La scuola più famosa d’Italia riapre le porte a nuovi alunni, portando ancora una volta gli spettatori indietro nel tempo. Ospitato per la terza volta consecutiva dal Regina Margherita di Anagni, «Il Collegio» torna con la settima edizione in un doppio appuntamento oggi e domani (ore 21.20) su Rai2, e dalla prossima settimana ogni martedì.
Le 8 puntate del format, realizzato con Banijay Italia, ripercorreranno il 1958, con l’ottimismo del boom economico. Venti ragazzi fra i 14 e i 17 anni – tra cui Mattia Patanè di Riposto (Catania) e Alessia Abruscia di Crosia (Cosenza) – vivranno la routine del collegio per conseguire il diploma di terza media. Grandi novità nel programma, a partire dalla voce narrante fuori campo, affidata alla brillante verve del messinese Nino Frassica. Nel corpo docente alcune new entry e tante conferme, tra cui il professore di italiano e latino Andrea Maggi, presente dalla prima edizione. Ne abbiamo parlato con lui.
Sarà ancora più traumatico per i ragazzi vivere una routine così lontana nel tempo?
«Il ’58 è l’epoca più antica che abbiamo esplorato, e saremo più intransigenti; soprattutto è un anno in cui ancora non era entrata in vigore la riforma della scuola unica, e c’era la doppia classe: quella della scuola media con italiano e latino, per chi avrebbe proseguito gli studi, e quella di avviamento professionale per cercare uno sbocco lavorativo. Sarà interessante vedere come reagiranno a questa novità i collegiali della Generazione Z, vissuti con la scuola dell’inclusione. L’intento della Rai infatti è far riflettere i collegiali e i telespettatori su cosa sia la scuola, perché spesso la si vive come una noiosa costrizione e la si dà per scontata, mentre nel ’58 la percentuale di studenti che andava a scuola era ancora molto bassa, intorno al 35%; quindi lo studio era un privilegio per pochi. Mi auguro che questo tuffo nel passato serva a confermare quanto sia importante l’istruzione».
Nel 1958 al boom economico non corrispondeva un’alfabetizzazione di massa.

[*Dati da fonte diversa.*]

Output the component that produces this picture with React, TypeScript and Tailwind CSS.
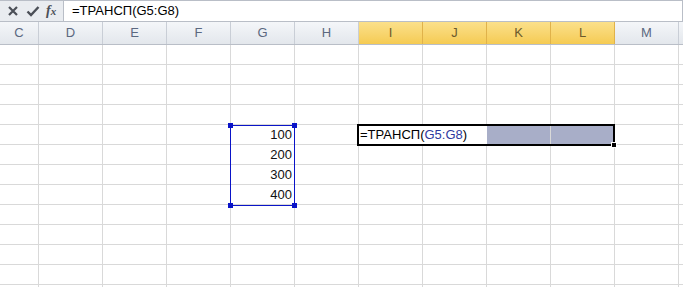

Facendo le debite proporzioni, potremmo dire che oggi si rende necessaria una nuova alfabetizzazione?
«Stiamo vivendo un fenomeno ancora più inquietante: l’analfabetismo di ritorno o funzionale. Pur essendo andati a scuola, giovani e meno giovani dimenticano quello che hanno appreso, e spesso non sono in grado di comprendere il significato di un testo. Questo è molto grave: si dovrebbe rendere la lettura una consuetudine di tutti. Esattamente come le famiglie vanno a fare la spesa, dovrebbero ritagliarsi un tempo settimanale per andare in libreria o in biblioteca e scegliere un libro da leggere. Si sfati il pregiudizio che la lettura sia un impegno gravoso».